**Given problem**
Transcribe the listing below word for word.
START Data segment
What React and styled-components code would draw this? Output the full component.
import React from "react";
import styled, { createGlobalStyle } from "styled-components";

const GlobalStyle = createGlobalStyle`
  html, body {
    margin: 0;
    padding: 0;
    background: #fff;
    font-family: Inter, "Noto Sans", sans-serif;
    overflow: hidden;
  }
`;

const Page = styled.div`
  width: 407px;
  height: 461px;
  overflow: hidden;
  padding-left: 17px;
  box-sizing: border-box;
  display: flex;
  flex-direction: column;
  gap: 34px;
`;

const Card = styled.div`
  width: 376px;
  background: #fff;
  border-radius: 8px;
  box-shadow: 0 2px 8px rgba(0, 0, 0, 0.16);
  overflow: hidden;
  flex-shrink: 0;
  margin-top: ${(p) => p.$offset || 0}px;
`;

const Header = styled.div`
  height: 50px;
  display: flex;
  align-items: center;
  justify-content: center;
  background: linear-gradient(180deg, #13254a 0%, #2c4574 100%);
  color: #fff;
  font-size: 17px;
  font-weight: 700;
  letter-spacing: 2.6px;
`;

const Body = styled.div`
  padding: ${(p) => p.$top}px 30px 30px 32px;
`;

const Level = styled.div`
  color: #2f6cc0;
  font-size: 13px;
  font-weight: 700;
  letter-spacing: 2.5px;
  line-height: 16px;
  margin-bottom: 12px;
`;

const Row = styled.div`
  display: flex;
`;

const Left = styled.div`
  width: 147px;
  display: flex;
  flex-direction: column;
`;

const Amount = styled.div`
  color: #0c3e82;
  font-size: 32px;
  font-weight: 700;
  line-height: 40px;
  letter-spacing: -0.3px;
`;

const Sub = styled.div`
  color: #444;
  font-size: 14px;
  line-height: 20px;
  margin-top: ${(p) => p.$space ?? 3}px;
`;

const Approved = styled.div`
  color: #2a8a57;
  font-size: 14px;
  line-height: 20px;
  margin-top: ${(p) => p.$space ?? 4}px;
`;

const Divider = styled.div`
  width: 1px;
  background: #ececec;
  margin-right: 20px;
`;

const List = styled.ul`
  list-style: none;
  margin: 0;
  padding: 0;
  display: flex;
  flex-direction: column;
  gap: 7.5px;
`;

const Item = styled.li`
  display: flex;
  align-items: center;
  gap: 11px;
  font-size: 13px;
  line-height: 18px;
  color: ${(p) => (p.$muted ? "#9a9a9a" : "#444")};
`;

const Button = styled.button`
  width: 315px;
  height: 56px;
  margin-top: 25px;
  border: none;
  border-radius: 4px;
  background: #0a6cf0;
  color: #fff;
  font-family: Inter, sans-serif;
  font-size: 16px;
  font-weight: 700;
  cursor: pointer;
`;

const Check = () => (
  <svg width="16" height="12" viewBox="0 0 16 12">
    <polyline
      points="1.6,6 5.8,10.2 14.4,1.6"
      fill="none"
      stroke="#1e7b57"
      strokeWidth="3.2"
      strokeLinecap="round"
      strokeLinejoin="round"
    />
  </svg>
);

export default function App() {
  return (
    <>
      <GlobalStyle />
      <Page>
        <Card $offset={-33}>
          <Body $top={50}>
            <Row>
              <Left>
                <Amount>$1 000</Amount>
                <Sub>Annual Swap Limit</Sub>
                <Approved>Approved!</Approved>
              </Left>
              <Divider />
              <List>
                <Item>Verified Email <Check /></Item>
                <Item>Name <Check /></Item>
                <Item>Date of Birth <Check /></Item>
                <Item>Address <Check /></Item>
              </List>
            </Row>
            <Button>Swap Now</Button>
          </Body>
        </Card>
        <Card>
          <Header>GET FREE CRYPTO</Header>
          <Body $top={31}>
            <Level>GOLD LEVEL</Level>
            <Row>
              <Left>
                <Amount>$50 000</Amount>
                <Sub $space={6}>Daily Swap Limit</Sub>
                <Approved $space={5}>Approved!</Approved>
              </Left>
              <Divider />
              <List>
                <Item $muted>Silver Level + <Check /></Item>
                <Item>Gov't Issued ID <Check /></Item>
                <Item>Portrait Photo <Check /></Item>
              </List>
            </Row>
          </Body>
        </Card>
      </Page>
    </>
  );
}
END Data segment
**Task response**
What React and styled-components code would draw this? Output the full component.
import React from "react";
import styled, { createGlobalStyle } from "styled-components";

const GlobalStyle = createGlobalStyle`
  html, body {
    margin: 0;
    padding: 0;
    background: #fff;
    font-family: Inter, "Noto Sans", sans-serif;
    overflow: hidden;
  }
`;

const Page = styled.div`
  width: 407px;
  height: 461px;
  overflow: hidden;
  padding-left: 17px;
  box-sizing: border-box;
  display: flex;
  flex-direction: column;
  gap: 34px;
`;

const Card = styled.div`
  width: 376px;
  background: #fff;
  border-radius: 8px;
  box-shadow: 0 2px 8px rgba(0, 0, 0, 0.16);
  overflow: hidden;
  flex-shrink: 0;
  margin-top: ${(p) => p.$offset || 0}px;
`;

const Header = styled.div`
  height: 50px;
  display: flex;
  align-items: center;
  justify-content: center;
  background: linear-gradient(180deg, #13254a 0%, #2c4574 100%);
  color: #fff;
  font-size: 17px;
  font-weight: 700;
  letter-spacing: 2.6px;
`;

const Body = styled.div`
  padding: ${(p) => p.$top}px 30px 30px 32px;
`;

const Level = styled.div`
  color: #2f6cc0;
  font-size: 13px;
  font-weight: 700;
  letter-spacing: 2.5px;
  line-height: 16px;
  margin-bottom: 12px;
`;

const Row = styled.div`
  display: flex;
`;

const Left = styled.div`
  width: 147px;
  display: flex;
  flex-direction: column;
`;

const Amount = styled.div`
  color: #0c3e82;
  font-size: 32px;
  font-weight: 700;
  line-height: 40px;
  letter-spacing: -0.3px;
`;

const Sub = styled.div`
  color: #444;
  font-size: 14px;
  line-height: 20px;
  margin-top: ${(p) => p.$space ?? 3}px;
`;

const Approved = styled.div`
  color: #2a8a57;
  font-size: 14px;
  line-height: 20px;
  margin-top: ${(p) => p.$space ?? 4}px;
`;

const Divider = styled.div`
  width: 1px;
  background: #ececec;
  margin-right: 20px;
`;

const List = styled.ul`
  list-style: none;
  margin: 0;
  padding: 0;
  display: flex;
  flex-direction: column;
  gap: 7.5px;
`;

const Item = styled.li`
  display: flex;
  align-items: center;
  gap: 11px;
  font-size: 13px;
  line-height: 18px;
  color: ${(p) => (p.$muted ? "#9a9a9a" : "#444")};
`;

const Button = styled.button`
  width: 315px;
  height: 56px;
  margin-top: 25px;
  border: none;
  border-radius: 4px;
  background: #0a6cf0;
  color: #fff;
  font-family: Inter, sans-serif;
  font-size: 16px;
  font-weight: 700;
  cursor: pointer;
`;

const Check = () => (
  <svg width="16" height="12" viewBox="0 0 16 12">
    <polyline
      points="1.6,6 5.8,10.2 14.4,1.6"
      fill="none"
      stroke="#1e7b57"
      strokeWidth="3.2"
      strokeLinecap="round"
      strokeLinejoin="round"
    />
  </svg>
);

export default function App() {
  return (
    <>
      <GlobalStyle />
      <Page>
        <Card $offset={-33}>
          <Body $top={50}>
            <Row>
              <Left>
                <Amount>$1 000</Amount>
                <Sub>Annual Swap Limit</Sub>
                <Approved>Approved!</Approved>
              </Left>
              <Divider />
              <List>
                <Item>Verified Email <Check /></Item>
                <Item>Name <Check /></Item>
                <Item>Date of Birth <Check /></Item>
                <Item>Address <Check /></Item>
              </List>
            </Row>
            <Button>Swap Now</Button>
          </Body>
        </Card>
        <Card>
          <Header>GET FREE CRYPTO</Header>
          <Body $top={31}>
            <Level>GOLD LEVEL</Level>
            <Row>
              <Left>
                <Amount>$50 000</Amount>
                <Sub $space={6}>Daily Swap Limit</Sub>
                <Approved $space={5}>Approved!</Approved>
              </Left>
              <Divider />
              <List>
                <Item $muted>Silver Level + <Check /></Item>
                <Item>Gov't Issued ID <Check /></Item>
                <Item>Portrait Photo <Check /></Item>
              </List>
            </Row>
          </Body>
        </Card>
      </Page>
    </>
  );
}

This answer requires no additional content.